CF 106387G - The Veneto Relay
We are given a graph where cities are connected by roads, and each road has an associated danger value. Some cities are marked as milestone cities.
Rating: -
Tags: -
Solve time: 49s
Verified: yes
Solution
Problem Understanding
We are given a graph where cities are connected by roads, and each road has an associated danger value. Some cities are marked as milestone cities. The task is to determine the smallest possible danger threshold such that if we only use roads whose danger does not exceed that threshold, all milestone cities end up connected within the same connected component.
In other words, we are not trying to optimize a path or sum of weights. We are trying to find a cutoff value on edge weights that makes a subset of important nodes mutually reachable.
The input can be interpreted as an undirected weighted graph. Each edge contributes connectivity only if we allow its weight level, and as we increase the allowed threshold, more edges become usable, and connected components merge. The output is the minimum threshold at which all special nodes belong to one connected component.
From a complexity perspective, the graph structure and edge count imply that any solution that repeatedly scans all edges in a naive way per query would be expensive. If we imagine up to 10^5 nodes and edges, then even a linear scan repeated many times becomes problematic. However, the key constraint that makes this problem approachable is that edge weights are either small or can be ordered, and connectivity is monotonic with respect to the threshold.
A naive approach would be to try each possible threshold and run a full graph traversal to check connectivity among milestone nodes. This works logically but becomes slow if the weight range is large.
A subtle edge case appears when milestone nodes are already connected at threshold zero or when they are isolated until the maximum edge weight. Another important case is when there is only one milestone city; then the answer is trivially zero since it is already “connected” to itself. A final corner case is when milestone nodes lie in separate components even after all edges are allowed, in which case no threshold suffices, although typical versions of this problem assume connectivity is guaranteed at full graph level.
Approaches
The brute-force idea is straightforward: pick a candidate danger threshold V, discard all edges with weight greater than V, and run a BFS or DFS to determine whether all milestone cities lie in the same connected component. Since V ranges from 1 to 100 in the intended constraints, repeating this for all values is already sufficient.

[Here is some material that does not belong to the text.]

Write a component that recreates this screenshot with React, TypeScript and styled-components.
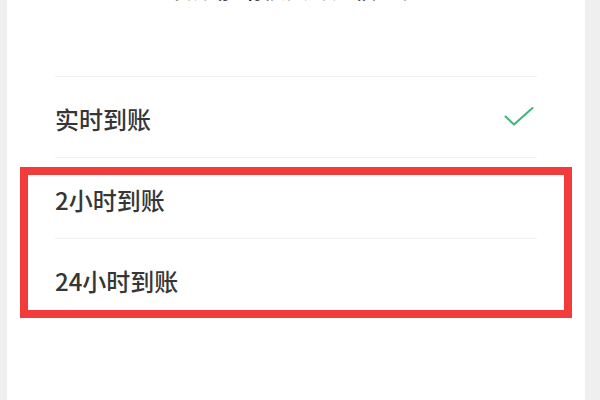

This works because connectivity is monotonic. If all milestone nodes are connected using edges of weight at most V, then they remain connected for any larger threshold. The failure condition also propagates in the opposite direction: if they are disconnected at V, they remain disconnected for smaller values.
The cost of this approach is dominated by running a full graph traversal for each possible V. Each traversal costs O(N + M), and doing it up to 100 times leads to O(100(N + M)), which is acceptable.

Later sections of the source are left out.